Across the listing below, count the lines that mention the string "React". Reply with the figure only.

TASK INPUT:
────────────────────

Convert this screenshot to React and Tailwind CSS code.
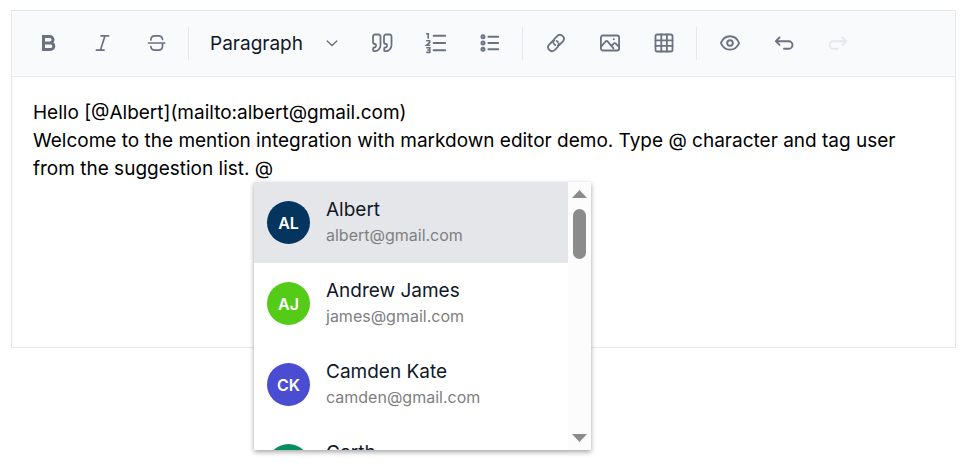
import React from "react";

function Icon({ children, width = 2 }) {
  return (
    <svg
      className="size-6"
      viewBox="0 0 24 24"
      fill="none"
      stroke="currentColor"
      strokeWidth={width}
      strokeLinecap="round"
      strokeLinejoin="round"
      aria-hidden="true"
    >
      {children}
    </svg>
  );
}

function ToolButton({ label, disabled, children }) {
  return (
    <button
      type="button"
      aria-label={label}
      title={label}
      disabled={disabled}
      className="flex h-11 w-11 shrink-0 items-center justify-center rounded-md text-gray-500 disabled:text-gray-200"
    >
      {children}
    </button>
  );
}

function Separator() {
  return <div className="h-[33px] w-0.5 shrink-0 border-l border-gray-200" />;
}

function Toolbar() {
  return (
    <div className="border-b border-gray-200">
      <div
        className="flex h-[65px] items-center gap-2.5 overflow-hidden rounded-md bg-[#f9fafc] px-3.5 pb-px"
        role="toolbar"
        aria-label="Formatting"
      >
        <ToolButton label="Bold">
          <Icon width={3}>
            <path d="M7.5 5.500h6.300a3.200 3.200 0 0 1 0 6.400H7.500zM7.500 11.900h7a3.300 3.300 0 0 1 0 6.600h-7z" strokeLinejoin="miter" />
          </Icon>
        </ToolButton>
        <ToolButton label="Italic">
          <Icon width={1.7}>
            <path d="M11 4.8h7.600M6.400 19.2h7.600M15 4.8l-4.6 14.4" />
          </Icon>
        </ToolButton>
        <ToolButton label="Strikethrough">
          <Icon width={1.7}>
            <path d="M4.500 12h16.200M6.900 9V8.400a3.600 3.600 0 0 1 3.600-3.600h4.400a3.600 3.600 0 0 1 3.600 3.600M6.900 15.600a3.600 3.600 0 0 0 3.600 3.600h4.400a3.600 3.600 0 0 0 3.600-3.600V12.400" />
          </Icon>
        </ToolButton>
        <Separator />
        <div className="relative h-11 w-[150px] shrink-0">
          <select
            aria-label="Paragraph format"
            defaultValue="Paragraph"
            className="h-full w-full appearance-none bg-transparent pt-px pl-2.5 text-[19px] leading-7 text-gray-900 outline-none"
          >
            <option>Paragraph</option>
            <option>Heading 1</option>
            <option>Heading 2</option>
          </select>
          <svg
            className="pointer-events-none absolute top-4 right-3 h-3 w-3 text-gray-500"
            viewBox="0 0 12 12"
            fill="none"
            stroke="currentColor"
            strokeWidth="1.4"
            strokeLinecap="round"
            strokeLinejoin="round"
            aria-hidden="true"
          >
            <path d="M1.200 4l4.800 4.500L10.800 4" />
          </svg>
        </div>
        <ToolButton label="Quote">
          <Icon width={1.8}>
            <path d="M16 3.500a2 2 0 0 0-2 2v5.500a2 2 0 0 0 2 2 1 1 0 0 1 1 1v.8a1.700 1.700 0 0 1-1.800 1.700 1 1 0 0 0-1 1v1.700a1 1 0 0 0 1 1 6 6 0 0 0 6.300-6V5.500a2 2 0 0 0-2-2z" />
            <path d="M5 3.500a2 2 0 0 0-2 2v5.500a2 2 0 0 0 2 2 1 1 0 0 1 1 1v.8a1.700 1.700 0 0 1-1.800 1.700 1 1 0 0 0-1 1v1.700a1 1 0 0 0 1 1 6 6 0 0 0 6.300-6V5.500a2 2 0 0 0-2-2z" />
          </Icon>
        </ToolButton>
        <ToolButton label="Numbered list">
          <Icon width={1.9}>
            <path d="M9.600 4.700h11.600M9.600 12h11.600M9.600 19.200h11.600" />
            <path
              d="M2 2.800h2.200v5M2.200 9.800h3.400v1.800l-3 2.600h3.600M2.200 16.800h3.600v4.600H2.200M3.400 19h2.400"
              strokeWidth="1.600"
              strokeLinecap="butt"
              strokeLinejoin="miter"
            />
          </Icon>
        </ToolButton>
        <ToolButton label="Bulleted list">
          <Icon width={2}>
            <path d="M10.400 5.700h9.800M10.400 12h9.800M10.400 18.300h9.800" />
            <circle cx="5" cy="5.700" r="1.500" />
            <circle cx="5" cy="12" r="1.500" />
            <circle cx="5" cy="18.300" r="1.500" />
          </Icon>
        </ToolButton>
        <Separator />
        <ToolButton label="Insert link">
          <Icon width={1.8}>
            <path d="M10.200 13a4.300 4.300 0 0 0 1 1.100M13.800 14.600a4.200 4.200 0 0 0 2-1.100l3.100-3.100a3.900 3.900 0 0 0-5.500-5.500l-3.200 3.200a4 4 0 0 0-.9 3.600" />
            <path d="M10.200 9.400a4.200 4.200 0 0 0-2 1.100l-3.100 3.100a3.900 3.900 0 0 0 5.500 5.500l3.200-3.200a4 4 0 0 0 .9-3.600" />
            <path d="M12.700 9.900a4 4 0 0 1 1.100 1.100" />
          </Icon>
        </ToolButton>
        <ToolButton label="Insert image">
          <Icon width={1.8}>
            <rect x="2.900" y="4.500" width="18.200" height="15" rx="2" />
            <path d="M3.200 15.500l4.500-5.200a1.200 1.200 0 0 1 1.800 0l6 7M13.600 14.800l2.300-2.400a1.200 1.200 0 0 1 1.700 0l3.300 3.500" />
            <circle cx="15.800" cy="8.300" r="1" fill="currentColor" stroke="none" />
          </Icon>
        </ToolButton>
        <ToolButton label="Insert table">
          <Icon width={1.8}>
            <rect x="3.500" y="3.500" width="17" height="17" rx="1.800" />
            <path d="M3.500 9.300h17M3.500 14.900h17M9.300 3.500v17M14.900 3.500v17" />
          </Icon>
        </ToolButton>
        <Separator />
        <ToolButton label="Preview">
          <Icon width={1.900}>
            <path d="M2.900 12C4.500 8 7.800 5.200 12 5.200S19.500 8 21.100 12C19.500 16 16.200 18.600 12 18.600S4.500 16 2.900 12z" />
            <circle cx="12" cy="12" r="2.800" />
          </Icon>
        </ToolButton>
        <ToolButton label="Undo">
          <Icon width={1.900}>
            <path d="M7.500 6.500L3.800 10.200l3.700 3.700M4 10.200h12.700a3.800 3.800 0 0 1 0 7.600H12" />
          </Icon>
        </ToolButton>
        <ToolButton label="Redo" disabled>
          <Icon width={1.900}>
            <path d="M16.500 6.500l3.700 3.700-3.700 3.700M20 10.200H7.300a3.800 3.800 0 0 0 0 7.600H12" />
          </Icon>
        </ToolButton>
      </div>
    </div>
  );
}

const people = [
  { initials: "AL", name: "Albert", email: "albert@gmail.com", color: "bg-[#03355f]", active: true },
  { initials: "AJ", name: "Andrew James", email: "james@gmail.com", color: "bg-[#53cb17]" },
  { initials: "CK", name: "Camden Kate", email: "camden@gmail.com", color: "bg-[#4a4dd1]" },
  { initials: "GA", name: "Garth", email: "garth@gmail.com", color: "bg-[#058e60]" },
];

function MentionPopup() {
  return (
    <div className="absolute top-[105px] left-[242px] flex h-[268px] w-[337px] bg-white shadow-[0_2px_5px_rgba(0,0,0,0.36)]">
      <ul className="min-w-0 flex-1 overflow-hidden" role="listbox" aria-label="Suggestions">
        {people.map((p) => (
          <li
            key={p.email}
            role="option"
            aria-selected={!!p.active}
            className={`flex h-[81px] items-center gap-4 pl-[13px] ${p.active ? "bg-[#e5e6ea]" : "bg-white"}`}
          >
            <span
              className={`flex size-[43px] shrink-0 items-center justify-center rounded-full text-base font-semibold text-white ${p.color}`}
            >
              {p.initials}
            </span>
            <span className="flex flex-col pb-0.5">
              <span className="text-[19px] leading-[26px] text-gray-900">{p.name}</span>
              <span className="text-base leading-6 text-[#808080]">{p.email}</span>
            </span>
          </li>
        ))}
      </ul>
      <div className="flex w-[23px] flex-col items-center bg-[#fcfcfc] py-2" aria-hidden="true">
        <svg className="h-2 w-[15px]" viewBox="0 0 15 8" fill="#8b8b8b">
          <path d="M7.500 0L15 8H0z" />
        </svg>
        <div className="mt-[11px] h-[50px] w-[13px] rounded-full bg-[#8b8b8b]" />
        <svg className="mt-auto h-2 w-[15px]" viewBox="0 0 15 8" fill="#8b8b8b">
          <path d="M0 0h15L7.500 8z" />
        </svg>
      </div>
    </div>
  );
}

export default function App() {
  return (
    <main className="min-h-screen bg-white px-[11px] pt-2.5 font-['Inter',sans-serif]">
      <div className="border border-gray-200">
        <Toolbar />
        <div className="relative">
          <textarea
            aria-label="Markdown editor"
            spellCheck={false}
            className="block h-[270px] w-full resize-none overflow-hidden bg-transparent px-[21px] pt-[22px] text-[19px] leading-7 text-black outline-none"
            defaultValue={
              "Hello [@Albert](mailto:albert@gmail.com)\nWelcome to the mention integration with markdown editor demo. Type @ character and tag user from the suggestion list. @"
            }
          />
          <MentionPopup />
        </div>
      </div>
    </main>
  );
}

────────────────────

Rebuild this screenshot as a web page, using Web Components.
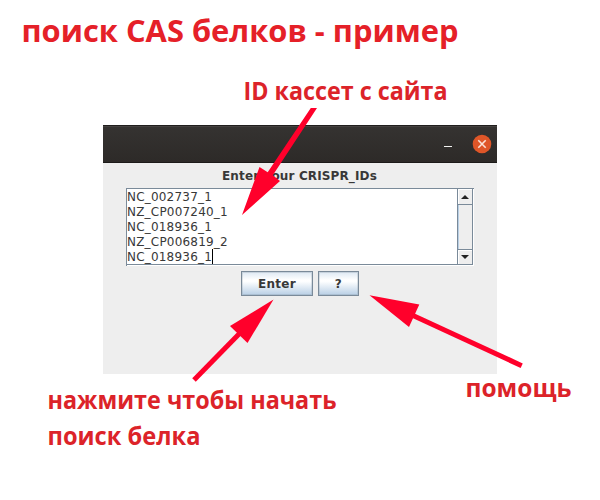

────────────────────

TASK ANSWER: 2